Seven firefighters who died at the World Trade Center on September 11, 2001 recently had a street named in their honor near their fire station in a Brooklyn neighborhood. The street was named “Seven in Heaven Way”.

Now, a group called “New York City Atheists” is insisting that the street sign is offensive to their beliefs and violates the First Amendment to the Constitution. The group’s president says the public domain is no place for signs or displays that incorporate religious belief. He feels the word “Heaven” on the street sign  is insulting because atheists don’t believe in heaven or hell.

Well, it’s too bad his feelings are hurt, but his thinking concerning the Constitution and the First Amendment is totally imaginary!

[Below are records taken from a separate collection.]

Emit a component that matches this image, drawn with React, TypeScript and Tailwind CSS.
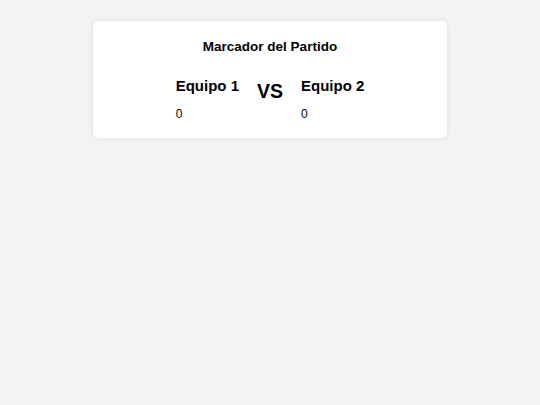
export default function App() {
  return (
    <div className="min-h-[405px] w-full bg-[#f4f4f4] pt-[21px]" style={{ fontFamily: '"Liberation Sans", Arial, sans-serif' }}>
      <div className="mx-auto w-[354px] rounded-[5px] bg-white pt-[18px] pb-[17px] shadow-[0_0_6px_rgba(0,0,0,0.1)]">
        <h1 className="text-center text-[13.5px] font-bold leading-[15.5px] text-black">Marcador del Partido</h1>
        <div className="mt-[22px] flex items-start justify-center gap-[18px]">
          <div>
            <h2 className="text-[15px] font-bold leading-[17px] text-black">Equipo 1</h2>
            <p className="mt-[13px] text-[12px] leading-[14px] text-black">0</p>
          </div>
          <div className="mt-[3px] text-[19.5px] font-bold leading-[22px] text-black">VS</div>
          <div>
            <h2 className="text-[15px] font-bold leading-[17px] text-black">Equipo 2</h2>
            <p className="mt-[13px] text-[12px] leading-[14px] text-black">0</p>
          </div>
        </div>
      </div>
    </div>
  );
}
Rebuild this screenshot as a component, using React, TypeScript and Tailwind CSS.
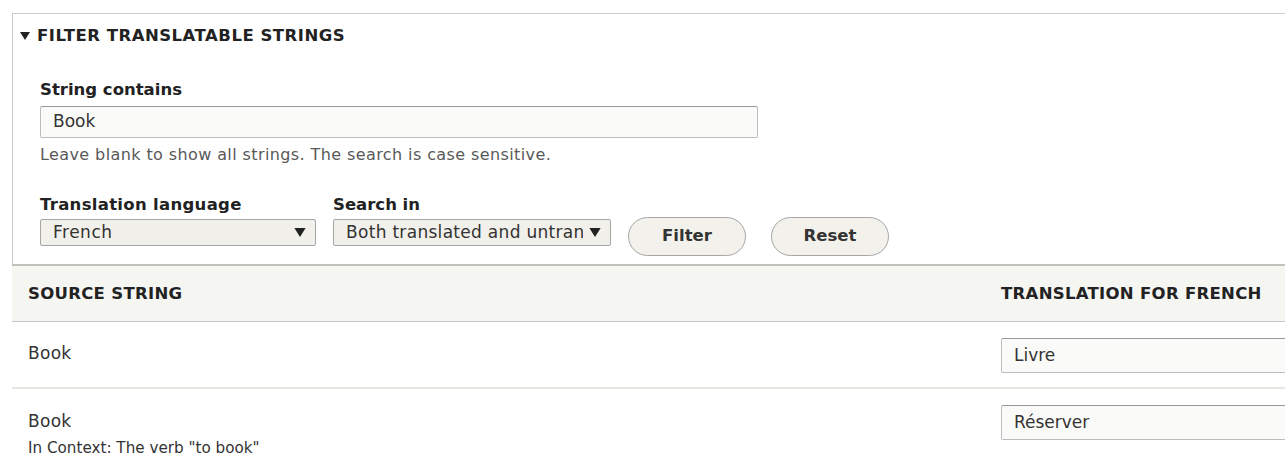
import React from "react";

const font = { fontFamily: '"DejaVu Sans", Verdana, sans-serif' };

function Caret({ w = 10, h = 8 }: { w?: number; h?: number }) {
  return (
    <svg width={w} height={h} viewBox="0 0 10 8" className="shrink-0">
      <path d="M0 0 L10 0 L5 8 Z" fill="#222" />
    </svg>
  );
}

const inputBox =
  "rounded-[2px] border border-[#bdbdbd] border-t-[#999] bg-[#fafaf8] flex items-center px-[12px] text-[17px] text-[#333]";
const selectBox =
  "h-[27px] rounded-[2px] border border-[#a6a6a6] bg-[#f1f0ea] flex items-center justify-between pl-[12px] pr-[9px] text-[17px] text-[#333]";
const pillBtn =
  "h-[39px] rounded-full border border-[#a6a6a6] bg-[#f2f1eb] text-[16.5px] font-bold text-[#333]";

export default function App() {
  return (
    <div className="w-[1285px] h-[467px] overflow-hidden bg-white text-[#333]" style={font}>
      <div className="ml-[12px] pt-[13px] w-[1320px]">
        <div className="border border-b-0 border-[#cccccc] h-[251px]">
          <div className="flex items-center gap-[7px] pl-[7px] mt-[12px] h-[20px]">
            <Caret />
            <span className="text-[16.5px] leading-[20px] font-bold uppercase text-[#222] tracking-[0.5px]">
              Filter translatable strings
            </span>
          </div>

          <div className="pl-[27px] pt-[34px]">
            <label className="block text-[16.5px] leading-[20px] font-bold text-[#222]">String contains</label>
            <div className={`${inputBox} mt-[6px] w-[718px] h-[32px]`}>Book</div>
            <p className="mt-[7px] text-[16px] leading-[20px] text-[#595959] tracking-[0.4px]">
              Leave blank to show all strings. The search is case sensitive.
            </p>

            <div className="mt-[30px] flex items-start">
              <div>
                <label className="block text-[16.5px] leading-[20px] font-bold text-[#222] tracking-[0.3px]">
                  Translation language
                </label>
                <div className={`${selectBox} mt-[4px] w-[276px]`}>
                  <span className="tracking-[0.5px]">French</span>
                  <Caret w={12} h={9} />
                </div>
              </div>
              <div className="ml-[17px]">
                <label className="block text-[16.5px] leading-[20px] font-bold text-[#222]">Search in</label>
                <div className={`${selectBox} mt-[4px] w-[278px]`}>
                  <span className="whitespace-nowrap overflow-hidden w-[237px] tracking-[0.3px]">
                    Both translated and untranslated
                  </span>
                  <Caret w={12} h={9} />
                </div>
              </div>
              <div className="flex gap-[25px] ml-[17px] mt-[22px]">
                <button className={`${pillBtn} w-[118px]`}>Filter</button>
                <button className={`${pillBtn} w-[118px]`}>Reset</button>
              </div>
            </div>
          </div>
        </div>

        <div className="grid grid-cols-[973px_1fr] h-[58px] items-center bg-[#f5f5f2] border-t-2 border-[#c2c2bd] border-b border-b-[#c8c8c3] text-[16.5px] font-bold uppercase text-[#222] tracking-[0.3px]">
          <div className="pl-[16px] pt-[2px]">Source string</div>
          <div className="pl-[16px] pt-[2px]">Translation for French</div>
        </div>

        <div className="grid grid-cols-[973px_1fr] h-[67px] border-b-2 border-[#e8e6e1] text-[17px]">
          <div className="pl-[16px] pt-[21px] leading-[20px] tracking-[0.3px]">Book</div>
          <div className="pl-[16px] pt-[16px]">
            <div className={`${inputBox} h-[35px]`}>Livre</div>
          </div>
        </div>

        <div className="grid grid-cols-[973px_1fr] h-[78px] text-[17px]">
          <div className="pl-[16px] pt-[22px]">
            <div className="leading-[20px] tracking-[0.3px]">Book</div>
            <div className="mt-[8px] text-[15.2px] leading-[18px]">In Context: The verb "to book"</div>
          </div>
          <div className="pl-[16px] pt-[16px]">
            <div className={`${inputBox} h-[35px]`}>Réserver</div>
          </div>
        </div>
      </div>
    </div>
  );
}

Secular progressives would have us believe that the First Amendment implies freedom from religion; not freedom of religion. The First Amendment promotes religious freedom in all areas of public life.

The bus signs that deny God and promote atheism during the Christmas Holidays (which are funded by atheist groups) are very offensive to me. Yet, the First Amendment protects the beliefs of an atheist – just as it protects my Christian beliefs. Perhaps the NYC Atheists are just put out by no one naming a street “The Atheist Way”.

In 1820 James Madison wrote in a letter to Jacob de la Motta:

“Among the features peculiar to the political system of the United States, is the perfect equality of rights which it secures to every religious sect.” (Our Sacred Honor, Bennett, p. 333)

3 Responses

  1. The strange thing about atheists is that they insist they do not have faith. “I believe in reason and science.” They are wrong. Atheists are people of faith. Their faith is in the non-existence of God, or at least the believe themselves to be gods. It is really quite amusing to see how atheists vilify faith, yet their faith is more unreasonable than mine.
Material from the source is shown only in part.